Reading and Viewing, Literacy: Interpreting, analysing, evaluating

Level 6: 

Writing, Language: Text structure and organisation

Level 6: 

  • Investigate how vocabulary choices, including evaluative language can express shades of meaning, feeling and opinion (Content description VCELA352)

Links to the Victorian Curriculum – English as an Additional Language (EAL)

Pathway B

Reading and viewing

Level BL:

  • Participate in activities around class texts (VCEALC190)
  • Make simple predictions or inferences about a text, with support (VCEALC189)
  • Give a personal response to a text (VCEALC188)
  • Engage with a small range of picture books in the classroom (VCEALA197)

Level B1:

  • Participate in simple group activities on shared texts, with some support (VCEALC270)
  • Acquire some information from a small range of images (VCEALC266)
  • Provide responses to texts (VCEALC268)
  • Make simple predictions or inferences about a text (VCEALC269)
  • Engage with a diverse range of picture books that reflect a variety of cultural beliefs, practices and views (VCEALA277)

Level B2:

  • Contribute to group activities on shared texts (VCEALC351)
  • Acquire information from different types of visual representations in text (VCEALC347)
  • Express a personal response to an imaginative text or elements of the text (VCEALC349)
  • Make and substantiate inferences and predictions when reading or listening to a text read aloud (VCEALC350)
  • Engage with a diverse range of texts that reflect a variety of cultural beliefs, practices and views (VCEALA358)

Level B3:

  • Contribute actively to group activities on shared texts (VCEALC430)
  • Interpret and explain information from a range of images in text (VCEALC426)
  • Express a personal response to a small range of imaginative texts (VCEALC428)
  • Discuss texts with some understanding of meaning beyond the literal level, moving towards the inferential level (VCEALC429)
  • Engage with a diverse range of texts reflecting a variety of cultures and perspectives (VCEALA437)

Writing 

Level BL:

  • Use topic-specific vocabulary encountered in classroom activities (VCEALL235)

Level B1:

Level B2:

  • Use a varied and appropriate vocabulary (VCEALL394)
  • Select some descriptive vocabulary appropriate to context (VCEALL396)

Level B3:

  • Create mood and feeling through the selection of appropriate vocabulary and idiom (VCEALL475)

Theory/practice connections

Determining what is taking place in a text can be considered by looking at how meanings are represented in the images (Humphrey, Droga and Feez, 2012).

The front cover and title pages position the reader/viewer for what is to come.
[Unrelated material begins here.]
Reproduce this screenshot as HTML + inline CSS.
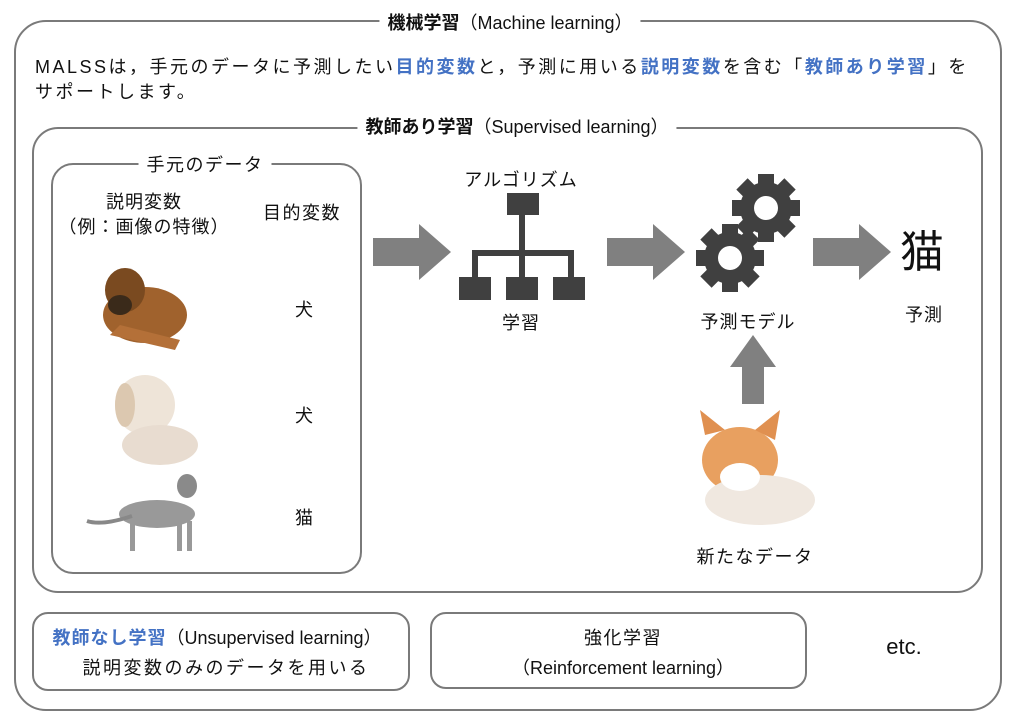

These images can be used when making predictions and determining the themes that might be found in the text. Such analysis provides a high intellectual content, encourages participation of all ability groups and serves to strengthen enjoyment and engagement in learning (Callow, 2012).

Learning intention

We are learning to examine the techniques used by illustrators to position the reader.

Success criteria

  1. I can explain my reaction and responses to an image.
  2. I can identify the techniques used by an illustrator and infer the intended effect on the viewer.

Role of the reader

Text user: Visual techniques can be manipulated to create certain effects and position the reader.

Text analyst: The text is interrogated to examine the use of certain visual techniques, which can be explored when considering the illustrator's purpose.

Group size

Individual, partner, small group and whole class.

Learning sequence

Learning occurs over several sessions.

Ask students to spend a few minutes working independently to draw what comes into their head when they think of an island. Students share and explain their drawings in small groups. Ask each group what commonalities were found amongst their drawings.
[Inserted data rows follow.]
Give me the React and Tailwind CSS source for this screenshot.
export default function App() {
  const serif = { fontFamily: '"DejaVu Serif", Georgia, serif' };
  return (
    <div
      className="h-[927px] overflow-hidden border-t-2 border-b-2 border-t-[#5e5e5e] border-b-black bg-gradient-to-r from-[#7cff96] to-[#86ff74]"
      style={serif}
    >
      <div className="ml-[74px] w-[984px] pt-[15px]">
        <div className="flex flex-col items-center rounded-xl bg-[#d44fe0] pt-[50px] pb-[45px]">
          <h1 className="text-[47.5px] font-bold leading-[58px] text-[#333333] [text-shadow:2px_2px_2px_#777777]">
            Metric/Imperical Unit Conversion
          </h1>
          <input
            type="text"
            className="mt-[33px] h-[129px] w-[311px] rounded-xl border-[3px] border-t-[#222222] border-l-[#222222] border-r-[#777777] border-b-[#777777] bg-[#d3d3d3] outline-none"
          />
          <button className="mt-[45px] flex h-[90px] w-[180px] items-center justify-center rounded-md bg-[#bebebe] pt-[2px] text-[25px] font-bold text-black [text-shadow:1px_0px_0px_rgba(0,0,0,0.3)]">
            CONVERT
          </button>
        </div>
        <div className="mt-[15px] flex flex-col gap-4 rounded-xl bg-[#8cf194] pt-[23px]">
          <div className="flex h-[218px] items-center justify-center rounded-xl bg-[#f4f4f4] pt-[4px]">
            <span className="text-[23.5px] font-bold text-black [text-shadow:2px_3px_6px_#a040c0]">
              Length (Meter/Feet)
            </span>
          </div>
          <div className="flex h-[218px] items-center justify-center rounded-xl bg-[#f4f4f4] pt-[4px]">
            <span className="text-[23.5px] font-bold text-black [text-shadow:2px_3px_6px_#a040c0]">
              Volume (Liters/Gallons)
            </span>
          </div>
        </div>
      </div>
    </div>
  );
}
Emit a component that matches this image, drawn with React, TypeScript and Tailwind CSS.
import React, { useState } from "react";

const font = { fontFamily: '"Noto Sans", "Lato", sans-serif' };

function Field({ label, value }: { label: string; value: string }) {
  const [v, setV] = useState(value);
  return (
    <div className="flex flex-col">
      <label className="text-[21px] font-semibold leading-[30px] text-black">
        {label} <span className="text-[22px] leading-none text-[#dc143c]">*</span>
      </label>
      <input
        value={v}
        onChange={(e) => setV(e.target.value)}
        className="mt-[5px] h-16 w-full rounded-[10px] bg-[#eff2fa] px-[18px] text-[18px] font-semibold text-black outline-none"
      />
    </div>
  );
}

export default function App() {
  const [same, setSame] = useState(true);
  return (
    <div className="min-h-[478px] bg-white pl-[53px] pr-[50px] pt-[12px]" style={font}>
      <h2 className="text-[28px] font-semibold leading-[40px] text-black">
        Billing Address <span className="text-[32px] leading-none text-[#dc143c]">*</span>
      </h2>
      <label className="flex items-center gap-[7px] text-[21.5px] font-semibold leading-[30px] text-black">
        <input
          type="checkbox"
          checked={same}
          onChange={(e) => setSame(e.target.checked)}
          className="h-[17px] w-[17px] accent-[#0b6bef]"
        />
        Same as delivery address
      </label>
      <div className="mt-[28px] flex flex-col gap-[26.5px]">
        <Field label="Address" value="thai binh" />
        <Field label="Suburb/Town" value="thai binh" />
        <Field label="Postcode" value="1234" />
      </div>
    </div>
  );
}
Reflect with students about the factors that led them to the drawings - past experiences with illustrations about islands, having been to an island, Australia as an island, seeing movies about islands.

Students work with a partner, using an interactive site, such as Google Earth, to explore islands on the globe. Make a class list of things we know about islands.
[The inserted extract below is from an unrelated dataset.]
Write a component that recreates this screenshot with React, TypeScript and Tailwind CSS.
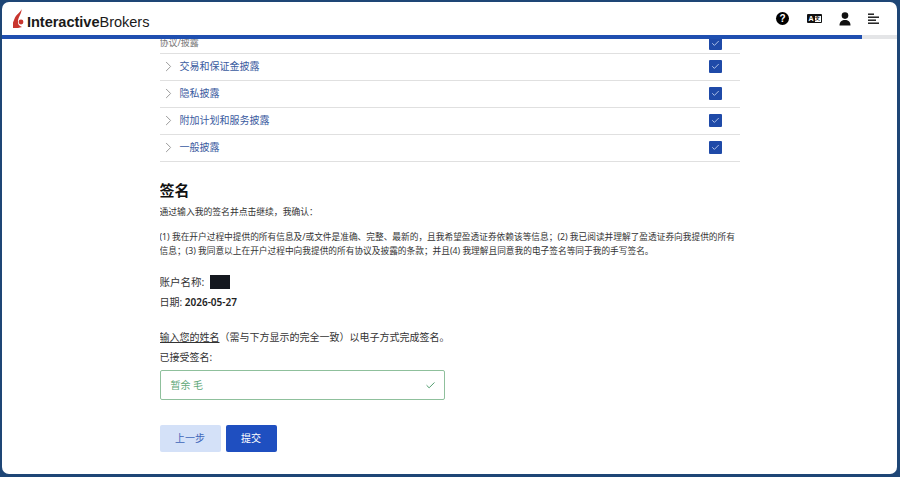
import { ChevronRight, Check } from 'lucide-react'

const ROWS = ['交易和保证金披露', '隐私披露', '附加计划和服务披露', '一般披露']

function Checkbox() {
  return (
    <span className="flex h-[13px] w-[13px] items-center justify-center rounded-[1px] bg-[#1f4aa8]">
      <Check className="h-[9px] w-[9px] text-[#dbe6fb]" strokeWidth={2} />
    </span>
  )
}

function Logo() {
  return (
    <div className="mt-[8px] flex items-center">
      <svg width="11" height="20" viewBox="0 0 11 20" className="mr-[3px] mt-[-8px]">
        <path d="M8.5 0 C8 3 4 5 2 8.5 L0 13.5 L0 19 L5 19 L9 18 C6 17 4.5 15 5 12 C5.3 8 9 4 8.5 0Z" fill="#c8352e" />
        <circle cx="8" cy="13" r="2.4" fill="#c8352e" />
      </svg>
      <span className="font-['Liberation_Sans',sans-serif] text-[14.6px] leading-none tracking-[-0.05px] text-[#1a1a1a]">
        <span className="font-bold">Interactive</span>Brokers
      </span>
    </div>
  )
}

function HeaderIcons() {
  return (
    <div className="flex items-center">
      <span className="flex h-[13px] w-[13px] items-center justify-center rounded-full bg-black font-['Liberation_Sans',sans-serif] text-[10px] font-bold leading-none text-white">?</span>
      <span className="ml-[18px] flex h-[9px] w-[15px] items-center justify-between rounded-[1px] bg-[#111] px-[1.5px] font-['Liberation_Sans',sans-serif] text-[7px] font-bold leading-none text-white">
        <span>A</span>
        <span className="flex h-[6px] w-[6px] items-center justify-center bg-white text-[5px] text-[#111]">文</span>
      </span>
      <svg width="12" height="14" viewBox="0 0 12 14" className="ml-[17px]">
        <circle cx="6" cy="3.6" r="3.3" fill="#111" />
        <path d="M0.5 13.5 C0.5 9.5 3 8 6 8 C9 8 11.5 9.5 11.5 13.5Z" fill="#111" />
      </svg>
      <svg width="11" height="12" viewBox="0 0 11 12" className="ml-[17px]">
        <rect x="0" y="0.5" width="6" height="1.4" fill="#111" />
        <rect x="0" y="3.5" width="11" height="1.4" fill="#111" />
        <rect x="0" y="6.5" width="8" height="1.4" fill="#111" />
        <rect x="0" y="9.5" width="11" height="1.4" fill="#111" />
      </svg>
    </div>
  )
}

export default function App() {
  return (
    <div className='h-[477px] w-[900px] overflow-hidden bg-[#1e4676] pb-[3px] pl-[2px] pr-[3px] pt-[2px] font-["Noto_Sans","Noto_Sans_CJK_SC",sans-serif] [text-spacing-trim:space-all]'>
      <div className="flex h-full flex-col overflow-hidden rounded-[7px] bg-white">
        <header className="flex h-[33px] shrink-0 items-center justify-between pl-[11px] pr-[18px]">
          <Logo />
          <HeaderIcons />
        </header>
        <div className="h-[4px] shrink-0 bg-[#e4e5e7]">
          <div className="h-full w-[860px] bg-[#1f4fb0]" />
        </div>

        <main className="mx-auto w-[580px] flex-1 overflow-hidden">
          <div className="mt-[-5px] flex h-[20px] items-center justify-between border-b border-[#e0e0e0] pb-[1px] pr-[18px]">
            <span className="text-[9px] text-[#777]">协议/披露</span>
            <Checkbox />
          </div>
          {ROWS.map(r => (
            <div key={r} className="flex h-[27px] items-center border-b border-[#e0e0e0] pb-[1px] pr-[18px]">
              <ChevronRight className="h-[17px] w-[17px] text-[#9a9a9a]" strokeWidth={1.4} />
              <span className="ml-[3px] flex-1 text-[10px] text-[#3a5ba0]">{r}</span>
              <Checkbox />
            </div>
          ))}

          <h2 className="mt-[17px] text-[15px] font-bold leading-[22px] text-[#111]">签名</h2>
          <p className="mt-[4px] text-[8.8px] leading-[14px] text-[#333]">通过输入我的签名并点击继续，我确认：</p>
          <p className="mt-[11px] text-[8.7px] leading-[14px] text-[#333]">
            (1) 我在开户过程中提供的所有信息及/或文件是准确、完整、最新的，且我希望盈透证券依赖该等信息；(2) 我已阅读并理解了盈透证券向我提供的所有信息；(3) 我同意以上在开户过程中向我提供的所有协议及披露的条款；并且(4) 我理解且同意我的电子签名等同于我的手写签名。
          </p>

          <div className="mt-[17px] flex h-[16px] items-center text-[10.5px] text-[#333]">
            账户名称:
            <span className="ml-[6px] mt-[-2px] h-[14px] w-[20px] bg-[#14181f]" />
          </div>
          <div className="mt-[3px] text-[10px] leading-[16px] text-[#333]">
            日期: <span className="font-semibold text-[#222]">2026-05-27</span>
          </div>

          <div className="mt-[19px] text-[10px] leading-[16px] text-[#333]">
            <span className="underline">输入您的姓名</span>（需与下方显示的完全一致）以电子方式完成签名。
          </div>
          <div className="mt-[4px] text-[10px] leading-[16px] text-[#333]">已接受签名:</div>

          <div className="mt-[5px] flex h-[30px] w-[285px] items-center justify-between rounded-[2px] border border-[#8fc09c] px-[10px] text-[10px] text-[#5fa878]">
            <span>暂余 毛</span>
            <Check className="mr-[-2px] h-[11px] w-[11px] text-[#3f9460]" strokeWidth={2} />
          </div>

          <div className="mt-[25px] flex gap-[5px] text-[10px]">
            <button className="flex h-[27px] w-[61px] items-center justify-center rounded-[2px] bg-[#d4e1f8] text-[#3f66b8]">上一步</button>
            <button className="flex h-[27px] w-[51px] items-center justify-center rounded-[2px] bg-[#1f4fc0] text-white">提交</button>
          </div>
        </main>
      </div>
    </div>
  )
}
 Show students the front and back cover of Armin Greder's book The Island. Draw comparisons between the front cover and the way islands have been conceptualised in the students' illustrations.

Students discuss the effect that the front/back cover has on the viewer and what the author/illustrator has done to create this effect.

Points to consider:

  • use of dark colour
  • size of the image and the space it takes up on the page
  • the use of white space
  • viewer perspective, looking up at the wall.

Pose the question: "What type of world is being created by this cover?"

Students go outside and sketch tall structures from different perspectives, or use a device to take photos. Discuss how illustrators can capitalise on perspective to highlight positions of power and serve to position the viewer as comparatively small.

Complete an anticipation guide prior to reading the text. This strategy involves teacher developed statements, which students mark with agree or disagree and then re-visit once the text has been read. For example:

  • front cover is preparing the reader for a story that will challenge thinking (agree/disagree)
  • front cover puts the viewer in a powerless position (agree/disagree)
  • title of the book will not be related to the story's setting (agree/disagree)
  • story will end with a message of hope (agree/disagree).

Leave space between each statement for students to write a comment after the reading to explain their thinking.

Go back to the images of islands created. Use sketching to explore if the same effect gained by the text's front cover could be gained by using an image of an island. Colour, image size, white space and perspective can be examined.

Assessment

This step can provide anecdotal information, as the teacher roves and asks students what effect they are trying to achieve and how they aim to achieve it. Students' use of metalanguage should also be noted.

Differentiation

Students needing support may benefit from exploring or creating a range of images, which focus on the visual techniques examined in this lesson - colour, image size, the use of white spaces and perspective.

All students will be asked to draw upon the language of affect and judgement (evaluative language), to express their evaluation of the visual techniques and articulate how they have been affected by these techniques. Word lists could be generated for students needing support and access to a thesaurus will be important.